This paper, co-authored by Jeonyung Lee and Jennifer Dodge, is published in the Journal of Public Administration Research and Theory at https://academic.oup.com/jpart/advance-article-abstract/doi/10.1093/jopart/muaf006/8090475?redirectedFrom=fulltext

In the age of collaboration and shared governance, paradoxically, distrust manifests frequently in government and political institutions and is seen as dysfunctional to democracy, making governing networks challenging. Yet, previous studies emphasize the significance of promoting trust more than addressing distrust in networks. Distrust differs from the absence of trust. It involves relationships characterized by doubt, suspicion, or opportunism. Relatively little is known about why distrusting relationships occur and how they develop in adversarial interorganizational governance networks.
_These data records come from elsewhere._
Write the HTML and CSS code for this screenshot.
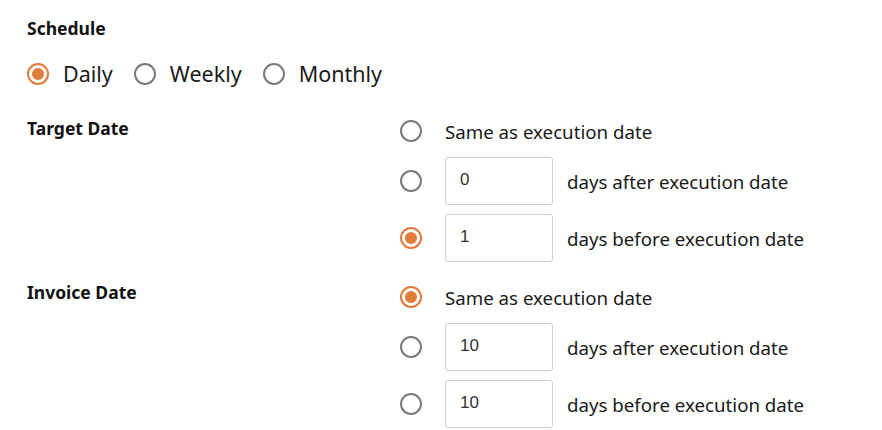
FILE: index.html
```html
<!DOCTYPE html>
<html>
<head>
<meta charset="utf-8">
<link rel="stylesheet" href="styles.css">
</head>
<body>
<div class="page">
  <div class="section-title">Schedule</div>
  <div class="freq">
    <label class="freq-item"><span class="radio checked"></span><span>Daily</span></label>
    <label class="freq-item"><span class="radio"></span><span>Weekly</span></label>
    <label class="freq-item"><span class="radio"></span><span>Monthly</span></label>
  </div>

  <div class="field target">
    <div class="field-label">Target Date</div>
    <div class="options">
      <div class="opt opt-plain"><span class="radio"></span><span class="opt-text">Same as execution date</span></div>
      <div class="opt"><span class="radio"></span><div class="num">0</div><span class="opt-text">days after execution date</span></div>
      <div class="opt"><span class="radio checked"></span><div class="num">1</div><span class="opt-text">days before execution date</span></div>
    </div>
  </div>

  <div class="field invoice">
    <div class="field-label">Invoice Date</div>
    <div class="options">
      <div class="opt opt-plain"><span class="radio checked"></span><span class="opt-text">Same as execution date</span></div>
      <div class="opt"><span class="radio"></span><div class="num">10</div><span class="opt-text">days after execution date</span></div>
      <div class="opt"><span class="radio"></span><div class="num">10</div><span class="opt-text">days before execution date</span></div>
    </div>
  </div>
</div>
</body>
</html>
```

FILE: styles.css
```css
html, body {
  margin: 0;
  padding: 0;
  background: #ffffff;
}
body {
  font-family: "Noto Sans", "Open Sans", sans-serif;
  color: #1a1a1a;
}
.page {
  padding: 16px 0 0 27px;
}
.section-title,
.field-label {
  font-weight: 700;
  font-size: 17.5px;
  line-height: 24px;
  color: #111;
}
.freq {
  display: flex;
  align-items: center;
  gap: 21px;
  height: 30px;
  margin-top: 19px;
}
.freq-item {
  display: flex;
  align-items: center;
  gap: 14px;
  font-size: 21.5px;
  line-height: 30px;
}
.radio {
  box-sizing: border-box;
  width: 22px;
  height: 22px;
  border: 2px solid #7a7a7a;
  border-radius: 50%;
  flex: none;
  display: flex;
  align-items: center;
  justify-content: center;
  background: #fff;
}
.radio.checked {
  border-color: #e07b39;
}
.radio.checked::after {
  content: "";
  width: 12px;
  height: 12px;
  border-radius: 50%;
  background: #e07b39;
}
.field {
  display: grid;
  grid-template-columns: 373px auto;
  align-items: start;
}
.target {
  margin-top: 25px;
}
.invoice {
  margin-top: 18px;
}
.field-label {
  padding-top: 2px;
}
.invoice .field-label {
  padding-top: 0;
}
.options {
  display: flex;
  flex-direction: column;
  gap: 9px;
}
.opt {
  display: flex;
  align-items: center;
  height: 48px;
  font-size: 18.7px;
}
.opt-plain {
  height: 34px;
}
.opt .radio {
  margin-right: 23px;
}
.num {
  box-sizing: border-box;
  width: 108px;
  height: 48px;
  border: 1px solid #cfcfd4;
  border-radius: 3px;
  padding-left: 14px;
  font-family: "Liberation Sans", Arial, sans-serif;
  font-size: 17px;
  line-height: 44px;
  color: #333;
  margin-right: 14px;
}
```
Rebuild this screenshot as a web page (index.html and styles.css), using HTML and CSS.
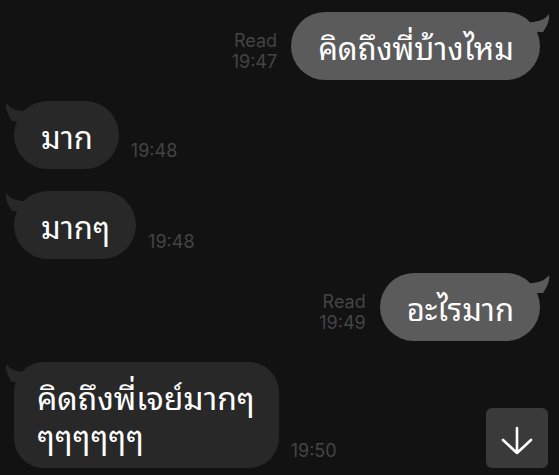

Using quantitative network surveys and qualitative interview data from organizations involved in an adversarial local hydraulic fracturing governance network in New York, our mixed-method analyses fill this gap. We found evidence of cognitive distrust from different policy beliefs and identity-based subgroups and two sources of behavioral distrust (competition and non-collaboration), as well as the interactions between cognitive and behavioral sources of distrusting relationships. We further identified underexplored sources of endogenous relational distrust: strong and negative reciprocity, non-transitivity, and Simmelian ties (meaning mutual third-party ties). These relational sources suggest that the distrust networks mutually reinforce each other but are less clustered and more indirect. Our study advances network management scholarship by showing why distrusting relationships occur and how they escalate within adversarial networks.